Was gibt es noch? 53,72% für Personalausgaben. Das sind dann wohl in erster Linie die Pfarrer. ist es sozial, wenn ein Pfarrer Seelsorge betreibt? Oder ist das asozial? Ist es sozial, wenn der Pfarrer sich die Nächte um die Ohren haut, indem er versucht, die Kindergartenfinanzierung hinzubekommen? Es gibt sicher schlechte Pfarrer, aber es gibt auch Gute.
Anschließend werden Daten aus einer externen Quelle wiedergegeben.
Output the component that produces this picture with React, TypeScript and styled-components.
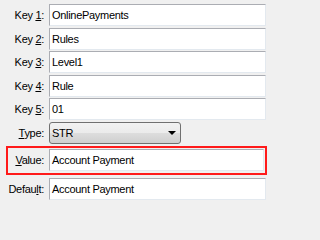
import React from 'react'
import styled, { createGlobalStyle } from 'styled-components'

const GlobalStyle = createGlobalStyle`
	html, body {
		margin: 0;
		padding: 0;
		background: #f0f0f0;
	}
	body {
		font-family: "Liberation Sans", Arial, sans-serif;
		font-size: 11px;
		letter-spacing: -0.3px;
		color: #000;
	}
`

const Form = styled.div`
	width: 270px;
	height: 201px;
	box-sizing: border-box;
	padding-top: 4px;
	display: flex;
	flex-direction: column;
	overflow: hidden;
`
const Row = styled.div<{ $gap?: number }>`
	display: flex;
	align-items: center;
	height: 22px;
	margin-top: ${({ $gap }) => $gap ?? 0}px;
	margin-right: 4px;
`
const HighlightRow = styled.div`
	display: flex;
	align-items: center;
	margin: 2px 3px 0 6px;
	padding: 1px 1px 2px 0;
	border: 2px solid #ff1a1a;
`
const Label = styled.label<{ $width?: number }>`
	width: ${({ $width }) => $width ?? 49}px;
	flex: none;
	box-sizing: border-box;
	padding-right: 5px;
	text-align: right;
	white-space: nowrap;
	u {
		text-underline-offset: 1px;
	}
`
const Field = styled.div`
	flex: 1;
	height: 22px;
	box-sizing: border-box;
	background: #fff;
	border: 1px solid;
	border-color: #abadb3 #e3e9ef #e3e9ef #abadb3;
	padding-left: 2px;
	display: flex;
	align-items: center;
	white-space: nowrap;
	overflow: hidden;
`
const SelectBox = styled.div`
	width: 132px;
	height: 22px;
	box-sizing: border-box;
	border: 1px solid #707070;
	border-radius: 3px;
	background: linear-gradient(#f2f2f2 0%, #ebebeb 50%, #dddddd 51%, #cfcfcf 100%);
	display: flex;
	align-items: center;
	justify-content: space-between;
	padding: 0 4px 0 2px;
`
const Arrow = styled.span`
	width: 0;
	height: 0;
	border-left: 4px solid transparent;
	border-right: 4px solid transparent;
	border-top: 4px solid #000;
`

const keys = ['OnlinePayments', 'Rules', 'Level1', 'Rule', '01']
const gaps = [0, 1.6, 1.6, 1.6, 1.6]

const App = () => {
	return (
		<>
			<GlobalStyle />
			<Form>
				{keys.map((value, i) => (
					<Row key={i} $gap={gaps[i]}>
						<Label>Key <u>{i + 1}</u>:</Label>
						<Field>{value}</Field>
					</Row>
				))}
				<Row $gap={1.6}>
					<Label><u>T</u>ype:</Label>
					<SelectBox>
						<span>STR</span>
						<Arrow />
					</SelectBox>
				</Row>
				<HighlightRow>
					<Label $width={41}><u>V</u>alue:</Label>
					<Field>Account Payment</Field>
				</HighlightRow>
				<Row $gap={3}>
					<Label>Defau<u>l</u>t:</Label>
					<Field>Account Payment</Field>
				</Row>
			</Form>
		</>
	)
}

export default App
Und alle die werden auch über diese Personalkosten von Broterwerb freigestellt, das heißt, sie können sich voll ihrer Arbeit widmen (sie kriegen ihr Geld nicht nach Leistung, sondern werden freigestellt um die ganze Leistung auf ihre Arbeit richten zu können).
Wenn nun ein Pfarrer sich im Rahmen seiner Gemeindearbeit engagiert für Flüchtlingsarbeit, wenn er Kirchenasyl gibt, Beratung organisiert, ist das unsozial? Das müßte es sein, oder die 5% stimmen so nicht. Und ich glaube nicht, daß die katholischen Zahlen hier so anders aussehen. Es wird wohl mehr Geld für Denkmalschutz ausgegeben werden müssen, bei den ganzen alten Kirchen.
Zählt man die genannten Zahlen zusammen, dann kommt man auf über 3/4 der Ausgaben, die zumindest mittelbar mit Sozialem zu tun haben. Da sind dann sicher noch Dinge mit drin, die nicht „sozial“ sind, wie Büroarbeit der Pfarrer, oder Ausgaben für den Gemeindebrief, der ja kostenlos verteilt wird.
Ein bißchen ärgert mich die Kritik der Humanisten bei diesen Zahlen. Klar, die wollen auch ihre eigenen Mitglieder bei der Stange halten, und das geht besonders gut indem man die Fehler der anderen groß macht.
Zu wünschen wäre, daß die Kirchen ihre Finanzierung transparent machen, also aufgeschlüsselt offenlegen, so daß jeder Interessierte sich überzeugen kann, wohin das Geld geht. Sicher ist das teuer und erst einmal ein Kraftaufwand, das umzusetzen. Wenn aber erst einmal umgesetzt, wird viel Kritik verstummen, oder bessere und richtigere Kritik vorgebracht werden. Es ist ja nun nicht so, daß die Kirche ein Interesse daran hat, Geld zu verpulvern.